Le traumatisme psychique, une blessure invisible

Le traumatisme psychique, une blessure invisible

Il y a ce soldat hospitalisé qui se jette sur un infirmier pensant voir un taliban. Ou ce rescapé d'un crash d'une Gazelle (hélicoptère) dans l'Adriatique qui a la sensation que l'espace se remplit d'eau au moindre stimuli...

Il y a ce soldat hospitalisé qui se jette sur un infirmier pensant voir un taliban. Ou ce rescapé d'un crash d'une Gazelle (hélicoptère) dans l'Adriatique qui a la sensation que l'espace se remplit d'eau au moindre stimuli sonore. Confrontés à un stress intense et à la mort, la leur et celle de leurs camarades, les militaires peuvent revenir choqués. Ces traumatismes psychiques (appelés « PTSD », pour post-traumatic stress disorder) sont reconnus comme des blessures de guerre, ouvrant droit à pension depuis 1992. « Pendant longtemps, le blessé psy passait pour un faible, reconnaît le général Jean-Philippe Margueron.

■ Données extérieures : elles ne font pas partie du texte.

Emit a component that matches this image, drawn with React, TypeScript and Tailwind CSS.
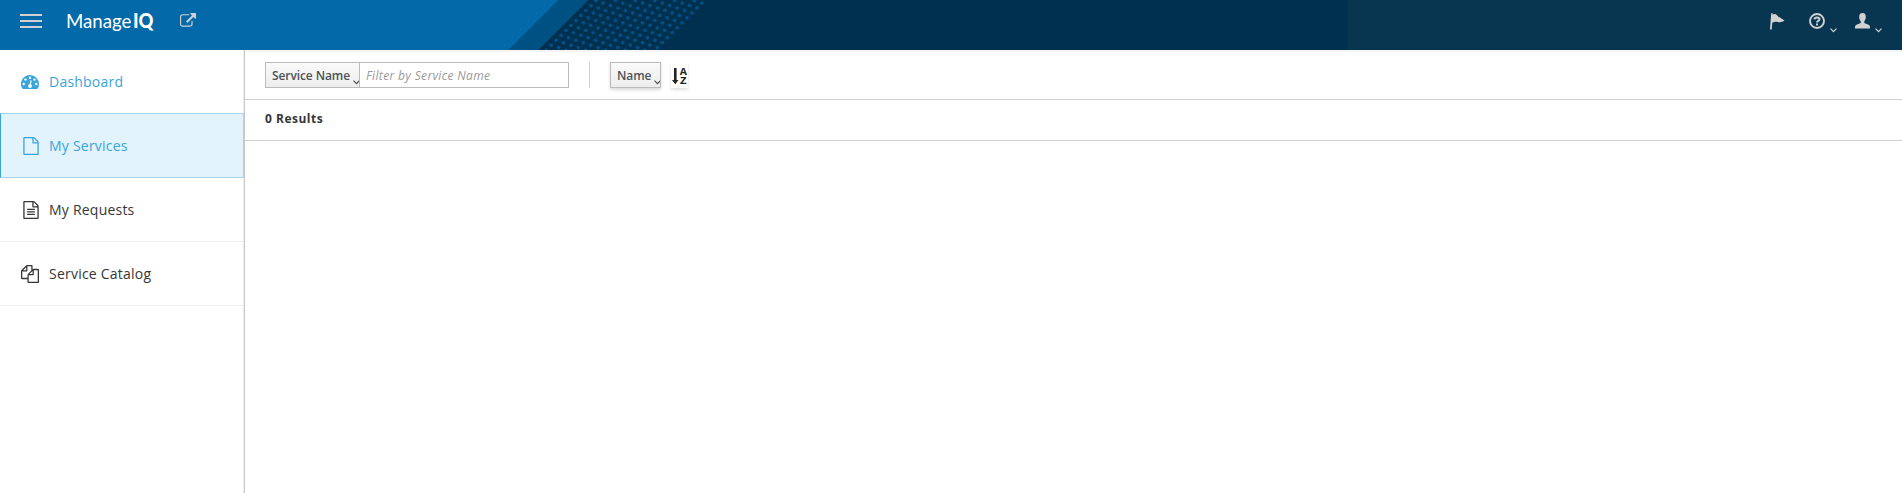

Mais c'est un blessé à part entière. » L'Afghanistan a obligé l'institution à appréhender le phénomène avec plus d'acuité. Sept pour cent des personnels qui en reviennent font part de souffrances psychologiques, selon la cellule d'aide aux blessés de l'armée de terre (Cabat). Un chiffre sans doute en deçà de la réalité. « Les soldats et leurs familles n'osent pas toujours taper à la porte. Dans la majorité des cas, il y a un déni de la part du blessé, explique Denis Gutierrez, le médecin en chef du service de santé des armées (SSA). Cette pathologie met du temps à se déclarer. » Souvent, trois à six mois. Parfois, des années.
Malgré le suivi mis en place pour tous les soldats revenants d'opérations extérieures (Opex), « on peut rater un PTSD ». Le SSA indique avoir ouvert 550 dossiers pour troubles psychiques. Mais tous n'évoluent pas en PTSD. « Les signes cliniques sont les cauchemars à répétition, la reviviscence du traumatisme sous forme d'hallucinations, des sursauts constants, des évitements de situation qui rappellent l'événement traumatique, mais aussi la dépression, l'irritabilité... », souligne le médecin Patrick Devillières, chef du bureau médico-psychologique des armées. Le traitement s'effectue à base de psychothérapies, mais aussi de médicaments. « J'ai pris la mesure des blessures invisibles », a assuré à la fin octobre le ministre de la Défense, Jean-Yves Le Drian, qui a annoncé un numéro vert pour les familles et un guichet unique de prise en charge pour les soldats. Et a déjà prévenu : « Plusieurs centaines de personnes au moins seront à traiter dans les années qui viennent. » Selon Laurent Attar-Bayrou, de la Fédération nationale des anciens des Opex, 30 000 personnes souffriraient déjà de PTSD « à des degrés divers ».A. S.